[RAW DATA]:
---

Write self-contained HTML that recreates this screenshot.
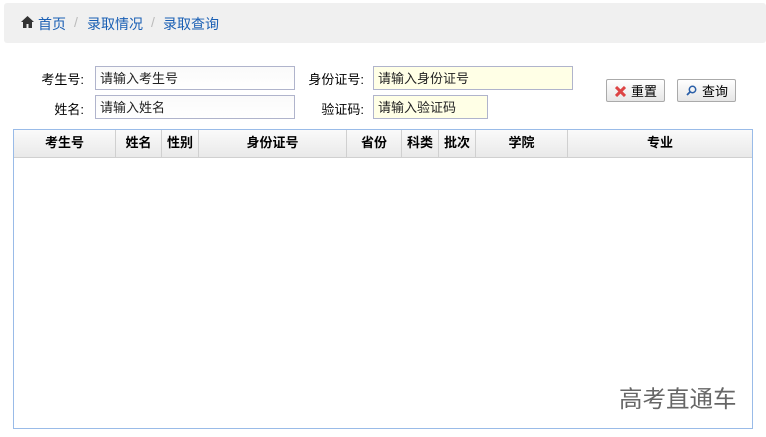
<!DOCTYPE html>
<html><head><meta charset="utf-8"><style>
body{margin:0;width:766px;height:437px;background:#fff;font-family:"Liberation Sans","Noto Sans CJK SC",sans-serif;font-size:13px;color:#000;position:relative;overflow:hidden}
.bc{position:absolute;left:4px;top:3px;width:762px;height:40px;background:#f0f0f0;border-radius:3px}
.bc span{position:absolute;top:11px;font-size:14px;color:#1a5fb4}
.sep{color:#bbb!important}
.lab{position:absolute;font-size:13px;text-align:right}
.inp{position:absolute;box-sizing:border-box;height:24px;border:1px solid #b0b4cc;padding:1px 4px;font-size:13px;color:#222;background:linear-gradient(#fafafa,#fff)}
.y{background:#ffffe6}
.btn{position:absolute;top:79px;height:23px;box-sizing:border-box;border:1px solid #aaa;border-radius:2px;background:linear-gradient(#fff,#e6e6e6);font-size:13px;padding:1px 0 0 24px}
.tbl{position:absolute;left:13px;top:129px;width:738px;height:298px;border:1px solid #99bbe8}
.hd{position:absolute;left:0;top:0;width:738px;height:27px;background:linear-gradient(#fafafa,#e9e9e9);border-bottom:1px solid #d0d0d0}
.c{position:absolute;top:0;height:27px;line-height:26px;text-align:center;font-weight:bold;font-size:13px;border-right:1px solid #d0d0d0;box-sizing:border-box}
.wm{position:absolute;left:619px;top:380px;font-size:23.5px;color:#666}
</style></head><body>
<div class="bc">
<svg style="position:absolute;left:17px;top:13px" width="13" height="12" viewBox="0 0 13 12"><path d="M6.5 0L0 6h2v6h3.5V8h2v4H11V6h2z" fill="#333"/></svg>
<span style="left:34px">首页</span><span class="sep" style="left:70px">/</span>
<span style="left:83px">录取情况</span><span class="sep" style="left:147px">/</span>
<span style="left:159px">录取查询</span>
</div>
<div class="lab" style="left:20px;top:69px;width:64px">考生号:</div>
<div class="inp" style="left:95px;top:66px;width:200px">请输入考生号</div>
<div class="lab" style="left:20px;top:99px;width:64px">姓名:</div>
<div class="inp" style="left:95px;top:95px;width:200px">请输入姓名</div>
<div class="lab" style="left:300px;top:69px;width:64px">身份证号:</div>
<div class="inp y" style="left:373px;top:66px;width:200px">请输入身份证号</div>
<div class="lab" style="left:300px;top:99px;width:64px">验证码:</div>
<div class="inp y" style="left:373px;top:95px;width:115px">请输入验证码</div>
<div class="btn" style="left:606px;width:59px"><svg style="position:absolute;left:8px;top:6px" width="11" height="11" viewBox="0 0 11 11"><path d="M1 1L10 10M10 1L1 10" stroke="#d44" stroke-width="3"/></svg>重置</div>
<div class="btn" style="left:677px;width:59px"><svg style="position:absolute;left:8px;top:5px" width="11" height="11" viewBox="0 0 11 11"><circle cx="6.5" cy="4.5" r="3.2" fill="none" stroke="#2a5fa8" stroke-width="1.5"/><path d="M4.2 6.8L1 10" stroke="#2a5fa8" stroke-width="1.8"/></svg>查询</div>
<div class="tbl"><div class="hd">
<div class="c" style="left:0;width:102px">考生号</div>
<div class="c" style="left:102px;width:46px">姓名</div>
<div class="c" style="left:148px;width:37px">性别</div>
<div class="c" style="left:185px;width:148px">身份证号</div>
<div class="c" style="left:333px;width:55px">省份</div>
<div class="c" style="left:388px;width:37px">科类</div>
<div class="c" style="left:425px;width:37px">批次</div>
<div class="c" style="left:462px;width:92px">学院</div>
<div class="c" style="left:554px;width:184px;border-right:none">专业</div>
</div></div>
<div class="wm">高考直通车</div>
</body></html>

---

[WHAT IS BEING ASKED]: Pictures are excluded; copy all other data exactly as shown.

[EXPECTED ANSWER]:
Write self-contained HTML that recreates this screenshot.
<!DOCTYPE html>
<html><head><meta charset="utf-8"><style>
body{margin:0;width:766px;height:437px;background:#fff;font-family:"Liberation Sans","Noto Sans CJK SC",sans-serif;font-size:13px;color:#000;position:relative;overflow:hidden}
.bc{position:absolute;left:4px;top:3px;width:762px;height:40px;background:#f0f0f0;border-radius:3px}
.bc span{position:absolute;top:11px;font-size:14px;color:#1a5fb4}
.sep{color:#bbb!important}
.lab{position:absolute;font-size:13px;text-align:right}
.inp{position:absolute;box-sizing:border-box;height:24px;border:1px solid #b0b4cc;padding:1px 4px;font-size:13px;color:#222;background:linear-gradient(#fafafa,#fff)}
.y{background:#ffffe6}
.btn{position:absolute;top:79px;height:23px;box-sizing:border-box;border:1px solid #aaa;border-radius:2px;background:linear-gradient(#fff,#e6e6e6);font-size:13px;padding:1px 0 0 24px}
.tbl{position:absolute;left:13px;top:129px;width:738px;height:298px;border:1px solid #99bbe8}
.hd{position:absolute;left:0;top:0;width:738px;height:27px;background:linear-gradient(#fafafa,#e9e9e9);border-bottom:1px solid #d0d0d0}
.c{position:absolute;top:0;height:27px;line-height:26px;text-align:center;font-weight:bold;font-size:13px;border-right:1px solid #d0d0d0;box-sizing:border-box}
.wm{position:absolute;left:619px;top:380px;font-size:23.5px;color:#666}
</style></head><body>
<div class="bc">
<svg style="position:absolute;left:17px;top:13px" width="13" height="12" viewBox="0 0 13 12"><path d="M6.5 0L0 6h2v6h3.5V8h2v4H11V6h2z" fill="#333"/></svg>
<span style="left:34px">首页</span><span class="sep" style="left:70px">/</span>
<span style="left:83px">录取情况</span><span class="sep" style="left:147px">/</span>
<span style="left:159px">录取查询</span>
</div>
<div class="lab" style="left:20px;top:69px;width:64px">考生号:</div>
<div class="inp" style="left:95px;top:66px;width:200px">请输入考生号</div>
<div class="lab" style="left:20px;top:99px;width:64px">姓名:</div>
<div class="inp" style="left:95px;top:95px;width:200px">请输入姓名</div>
<div class="lab" style="left:300px;top:69px;width:64px">身份证号:</div>
<div class="inp y" style="left:373px;top:66px;width:200px">请输入身份证号</div>
<div class="lab" style="left:300px;top:99px;width:64px">验证码:</div>
<div class="inp y" style="left:373px;top:95px;width:115px">请输入验证码</div>
<div class="btn" style="left:606px;width:59px"><svg style="position:absolute;left:8px;top:6px" width="11" height="11" viewBox="0 0 11 11"><path d="M1 1L10 10M10 1L1 10" stroke="#d44" stroke-width="3"/></svg>重置</div>
<div class="btn" style="left:677px;width:59px"><svg style="position:absolute;left:8px;top:5px" width="11" height="11" viewBox="0 0 11 11"><circle cx="6.5" cy="4.5" r="3.2" fill="none" stroke="#2a5fa8" stroke-width="1.5"/><path d="M4.2 6.8L1 10" stroke="#2a5fa8" stroke-width="1.8"/></svg>查询</div>
<div class="tbl"><div class="hd">
<div class="c" style="left:0;width:102px">考生号</div>
<div class="c" style="left:102px;width:46px">姓名</div>
<div class="c" style="left:148px;width:37px">性别</div>
<div class="c" style="left:185px;width:148px">身份证号</div>
<div class="c" style="left:333px;width:55px">省份</div>
<div class="c" style="left:388px;width:37px">科类</div>
<div class="c" style="left:425px;width:37px">批次</div>
<div class="c" style="left:462px;width:92px">学院</div>
<div class="c" style="left:554px;width:184px;border-right:none">专业</div>
</div></div>
<div class="wm">高考直通车</div>
</body></html>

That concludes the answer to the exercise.